Malgré des maîtrises d’ouvrage encore frileuses, cette émulation nécessaire en ces temps de difficultés économiques permet de proposer un retour aux traditions constructives locales, ce qui n’est pourtant pas une mince affaire. Des agences comme Encore Heureux ou l’Atelier Architectes souhaitent relancer des filières pour assoir la qualité environnementale et sociale des projets, notamment avec la BTC (brique de terre compressée) ou le développement de filière bambou. « Cependant, nous nous heurtons rapidement aux réalités réglementaires, économiques, mais aussi à la perte de savoir-faire sur la BTC et à une certaine réticence des Mahorais eux-mêmes », ajoute Stéphane Aimé.

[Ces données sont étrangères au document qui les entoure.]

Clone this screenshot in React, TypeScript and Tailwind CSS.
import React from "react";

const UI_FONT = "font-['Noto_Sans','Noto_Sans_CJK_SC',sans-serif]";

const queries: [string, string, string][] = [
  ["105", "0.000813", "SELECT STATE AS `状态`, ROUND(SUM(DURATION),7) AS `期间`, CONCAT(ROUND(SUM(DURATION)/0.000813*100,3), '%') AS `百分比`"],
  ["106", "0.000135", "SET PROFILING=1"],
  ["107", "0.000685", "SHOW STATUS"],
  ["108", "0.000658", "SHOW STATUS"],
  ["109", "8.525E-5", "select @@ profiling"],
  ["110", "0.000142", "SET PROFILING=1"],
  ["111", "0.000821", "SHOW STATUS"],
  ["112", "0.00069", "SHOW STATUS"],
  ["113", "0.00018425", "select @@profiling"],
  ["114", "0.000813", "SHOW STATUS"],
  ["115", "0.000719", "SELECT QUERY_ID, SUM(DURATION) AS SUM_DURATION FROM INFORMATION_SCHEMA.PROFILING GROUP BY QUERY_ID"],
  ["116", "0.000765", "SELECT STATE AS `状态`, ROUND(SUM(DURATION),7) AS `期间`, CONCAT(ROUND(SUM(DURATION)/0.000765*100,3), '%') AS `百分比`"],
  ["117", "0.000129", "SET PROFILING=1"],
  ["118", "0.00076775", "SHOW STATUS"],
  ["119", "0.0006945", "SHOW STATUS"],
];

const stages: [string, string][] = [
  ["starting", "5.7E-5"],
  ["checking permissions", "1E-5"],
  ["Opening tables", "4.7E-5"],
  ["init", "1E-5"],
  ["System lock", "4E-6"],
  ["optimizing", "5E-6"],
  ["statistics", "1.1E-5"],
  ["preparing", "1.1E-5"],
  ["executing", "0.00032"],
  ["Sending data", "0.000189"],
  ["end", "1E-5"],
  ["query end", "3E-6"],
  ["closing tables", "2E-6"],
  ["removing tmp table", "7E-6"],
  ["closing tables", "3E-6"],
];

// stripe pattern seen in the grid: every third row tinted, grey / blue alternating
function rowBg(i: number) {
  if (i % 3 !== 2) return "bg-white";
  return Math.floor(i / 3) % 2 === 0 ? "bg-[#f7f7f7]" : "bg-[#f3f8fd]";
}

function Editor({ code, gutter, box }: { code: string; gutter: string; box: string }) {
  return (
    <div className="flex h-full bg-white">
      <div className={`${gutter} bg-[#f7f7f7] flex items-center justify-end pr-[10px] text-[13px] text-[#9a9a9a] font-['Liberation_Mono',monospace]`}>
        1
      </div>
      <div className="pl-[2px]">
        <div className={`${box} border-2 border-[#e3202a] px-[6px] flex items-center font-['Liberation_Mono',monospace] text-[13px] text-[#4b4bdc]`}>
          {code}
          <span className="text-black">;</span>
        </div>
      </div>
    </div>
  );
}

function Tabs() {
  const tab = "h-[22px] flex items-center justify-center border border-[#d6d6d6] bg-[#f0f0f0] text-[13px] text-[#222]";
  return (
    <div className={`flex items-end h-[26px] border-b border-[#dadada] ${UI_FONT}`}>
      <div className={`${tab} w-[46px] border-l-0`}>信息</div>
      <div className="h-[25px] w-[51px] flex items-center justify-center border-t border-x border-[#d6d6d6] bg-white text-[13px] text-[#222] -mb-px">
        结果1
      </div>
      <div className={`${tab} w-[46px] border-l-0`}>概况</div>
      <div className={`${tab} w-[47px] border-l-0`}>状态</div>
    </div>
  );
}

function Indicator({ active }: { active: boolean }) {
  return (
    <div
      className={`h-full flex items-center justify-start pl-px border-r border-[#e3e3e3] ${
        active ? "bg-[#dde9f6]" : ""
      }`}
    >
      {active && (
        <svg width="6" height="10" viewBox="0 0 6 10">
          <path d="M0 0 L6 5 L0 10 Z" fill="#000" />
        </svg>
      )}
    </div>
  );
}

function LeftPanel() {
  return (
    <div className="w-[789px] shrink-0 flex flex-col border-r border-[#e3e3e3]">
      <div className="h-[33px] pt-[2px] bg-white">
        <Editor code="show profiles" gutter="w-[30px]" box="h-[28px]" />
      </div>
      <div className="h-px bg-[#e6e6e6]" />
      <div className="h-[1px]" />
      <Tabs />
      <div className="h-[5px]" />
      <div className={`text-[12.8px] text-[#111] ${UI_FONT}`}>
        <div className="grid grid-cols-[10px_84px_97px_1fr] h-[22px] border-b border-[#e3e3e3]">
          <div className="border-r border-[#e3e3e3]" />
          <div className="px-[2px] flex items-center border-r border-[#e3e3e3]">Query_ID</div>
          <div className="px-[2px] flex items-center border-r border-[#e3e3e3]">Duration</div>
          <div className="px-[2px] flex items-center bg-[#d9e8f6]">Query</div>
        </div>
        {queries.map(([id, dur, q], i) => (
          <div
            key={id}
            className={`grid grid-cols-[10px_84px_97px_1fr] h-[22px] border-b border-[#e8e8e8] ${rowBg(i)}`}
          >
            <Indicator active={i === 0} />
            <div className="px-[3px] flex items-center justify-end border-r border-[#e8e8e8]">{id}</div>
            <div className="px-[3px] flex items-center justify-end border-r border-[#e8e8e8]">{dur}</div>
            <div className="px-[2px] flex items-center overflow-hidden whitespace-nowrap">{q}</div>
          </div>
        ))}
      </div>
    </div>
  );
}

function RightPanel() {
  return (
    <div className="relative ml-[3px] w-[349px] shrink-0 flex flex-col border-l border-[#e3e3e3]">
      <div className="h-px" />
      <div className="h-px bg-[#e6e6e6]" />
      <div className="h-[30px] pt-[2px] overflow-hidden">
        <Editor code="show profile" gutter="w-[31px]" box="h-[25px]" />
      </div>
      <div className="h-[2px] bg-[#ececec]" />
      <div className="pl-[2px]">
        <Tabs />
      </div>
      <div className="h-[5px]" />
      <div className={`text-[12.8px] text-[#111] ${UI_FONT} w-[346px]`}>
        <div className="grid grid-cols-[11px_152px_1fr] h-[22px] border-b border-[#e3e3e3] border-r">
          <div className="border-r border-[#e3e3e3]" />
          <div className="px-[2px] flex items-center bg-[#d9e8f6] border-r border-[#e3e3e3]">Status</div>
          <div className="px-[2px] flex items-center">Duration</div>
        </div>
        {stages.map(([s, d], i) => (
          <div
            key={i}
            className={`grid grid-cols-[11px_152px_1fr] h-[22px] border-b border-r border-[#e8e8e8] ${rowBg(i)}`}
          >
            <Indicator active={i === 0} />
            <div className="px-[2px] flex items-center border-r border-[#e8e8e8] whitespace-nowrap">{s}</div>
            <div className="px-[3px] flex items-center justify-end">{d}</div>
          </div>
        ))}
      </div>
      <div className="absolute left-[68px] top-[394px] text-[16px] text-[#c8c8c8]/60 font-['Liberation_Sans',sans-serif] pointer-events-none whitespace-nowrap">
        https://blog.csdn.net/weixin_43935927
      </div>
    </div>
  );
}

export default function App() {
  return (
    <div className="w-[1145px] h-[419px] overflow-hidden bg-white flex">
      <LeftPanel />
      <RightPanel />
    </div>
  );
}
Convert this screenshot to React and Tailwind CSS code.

Population incertaine, coût de construction explosif, Mayotte doit aussi faire face à une réalité climatique et géographique préoccupante. Si l’archipel est relativement préservé des vents et des cyclones, les fortes pluies sont un fléau difficile à gérer sur un territoire où l’infrastructure routière est en si piteux état. Mais, surtout, ce qui inquiète est le risque d’éruption volcanique sous-marine.
La reprise d’une activité sismo-volcanique enregistrée en mai 2018 a de quoi inquiéter. Un volcan sous-marin actif, le Fani Maoré, à 3 500 mètres de profondeur et à environ 50 km au large des côtes de Mayotte a été découvert en 2019. Depuis, l’île s’est enfoncée de 10 à 19 cm et s’est déplacée vers l’est de 21 à 25 cm. C’est comme si Mayotte avait vieilli de presque 700 ans en trois ans.
Il ne manquait plus qu’un risque de submersion pour impacter un microcosme local si fragile.
Léa Muller
* Un milliard d’euros sera investi d’ici 2030 pour augmenter l’offre de logement, Mayotte Hebdo du 4 novembre 2022 par Jéromine Doux.